> Goal:
Which lines in the material below contain the word "React"? Copy each of them.

> Source excerpt:
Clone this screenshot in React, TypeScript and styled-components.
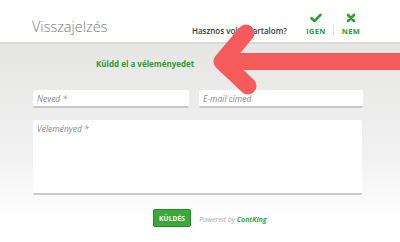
import React from 'react';
import styled, { createGlobalStyle } from 'styled-components';

const GlobalStyle = createGlobalStyle`
  html, body {
    margin: 0;
    padding: 0;
    background: #fff;
  }
  * {
    box-sizing: border-box;
  }
`;

const green = '#2e9c2e';

const Page = styled.div`
  position: relative;
  width: 400px;
  height: 242px;
  overflow: hidden;
  font-family: 'Open Sans', 'Liberation Sans', sans-serif;
  background: #fff;
`;

const Header = styled.header`
  display: flex;
  align-items: flex-end;
  justify-content: space-between;
  height: 44px;
  padding: 0 38px 6px 32px;
  border-bottom: 2px solid #d9d9d7;
`;

const Title = styled.h1`
  margin: 0;
  font-size: 14.5px;
  font-weight: 300;
  color: #7a7a7a;
  line-height: 1;
  padding-bottom: 2px;
`;

const Feedback = styled.div`
  display: flex;
  align-items: flex-end;
`;

const Question = styled.span`
  font-size: 8px;
  font-weight: 600;
  color: #3a3a3a;
  margin-right: 18px;
  line-height: 1;
  padding-bottom: 1px;
`;

const Vote = styled.div`
  display: flex;
  flex-direction: column;
  align-items: center;
  gap: 5px;
  width: 22px;
  color: ${green};
  font-size: 7.5px;
  font-weight: 700;
  letter-spacing: 0.3px;
  line-height: 1;
  padding-bottom: 1px;
`;

const Divider = styled.div`
  width: 1px;
  height: 12px;
  background: #e4e4e4;
  margin: 0 6px 0 6px;
  align-self: flex-end;
`;

const Body = styled.main`
  height: 198px;
  padding: 14px 38px 0 33px;
  background: linear-gradient(#e6e6e5 0%, #f2f2f2 60%, #ffffff 90%);
`;

const Lead = styled.p`
  margin: 0 0 20px 63px;
  font-size: 8px;
  font-weight: 700;
  color: ${green};
  line-height: 12px;
`;

const Row = styled.div`
  display: grid;
  grid-template-columns: 156px 164px;
  gap: 10px;
  margin-bottom: 12px;
`;

const fieldStyles = `
  display: block;
  width: 100%;
  border: none;
  border-bottom: 2px solid #c8c8c6;
  border-radius: 2px;
  background: #fff;
  font-family: 'Open Sans', 'Liberation Sans', sans-serif;
  font-size: 8.5px;
  font-style: italic;
  color: #555;
  padding: 0 4px;
  outline: none;
  &::placeholder {
    color: #8a8a8a;
  }
`;

const Input = styled.input`
  ${fieldStyles}
  height: 18px;
`;

const TextArea = styled.textarea`
  ${fieldStyles}
  height: 75px;
  resize: none;
  padding-top: 3px;
`;

const Footer = styled.div`
  display: flex;
  align-items: center;
  margin-top: 14px;
  padding-left: 120px;
  gap: 8px;
`;

const SendButton = styled.button`
  height: 18px;
  padding: 0 5px;
  border: 1px solid #248a24;
  border-radius: 2px;
  background: #3aa83a;
  color: #fff;
  font-family: 'Open Sans', 'Liberation Sans', sans-serif;
  font-size: 6.5px;
  font-weight: 700;
  letter-spacing: 0.2px;
`;

const Powered = styled.span`
  font-size: 7px;
  font-style: italic;
  color: #aaa;
  padding-top: 2px;
`;

const Brand = styled.span`
  color: #3aa83a;
  font-weight: 700;
`;

const ArrowOverlay = styled.svg`
  position: absolute;
  left: 0;
  top: 0;
  pointer-events: none;
`;

function Check() {
  return (
    <svg width="12" height="10" viewBox="0 0 12 10">
      <path d="M1.5 5.2 L4.5 8 L10.5 1.8" fill="none" stroke={green} strokeWidth="2.6" strokeLinecap="round" strokeLinejoin="round" />
    </svg>
  );
}

function Cross() {
  return (
    <svg width="10" height="10" viewBox="0 0 10 10">
      <path d="M2 2 L8 8 M8 2 L2 8" fill="none" stroke={green} strokeWidth="2.6" strokeLinecap="round" />
    </svg>
  );
}

export default function App() {
  return (
    <Page>
      <GlobalStyle />
      <Header>
        <Title>Visszajelzés</Title>
        <Feedback>
          <Question>Hasznos volt a tartalom?</Question>
          <Vote>
            <Check />
            IGEN
          </Vote>
          <Divider />
          <Vote>
            <Cross />
            NEM
          </Vote>
        </Feedback>
      </Header>
      <Body>
        <Lead>Küldd el a véleményedet</Lead>
        <Row>
          <Input placeholder="Neved *" />
          <Input placeholder="E-mail címed" />
        </Row>
        <TextArea placeholder="Véleményed *" />
        <Footer>
          <SendButton>KÜLDÉS</SendButton>
          <Powered>
            Powered by <Brand>ContKing</Brand>
          </Powered>
        </Footer>
      </Body>
      <ArrowOverlay width="400" height="242" viewBox="0 0 400 242">
        <path
          d="M410 61.5 H222 M246 33 L222 61.5 L248 86"
          fill="none"
          stroke="#f65b5c"
          strokeWidth="17"
          strokeLinecap="round"
          strokeLinejoin="round"
        />
      </ArrowOverlay>
    </Page>
  );
}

> Task result:
Clone this screenshot in React, TypeScript and styled-components.
import React from 'react';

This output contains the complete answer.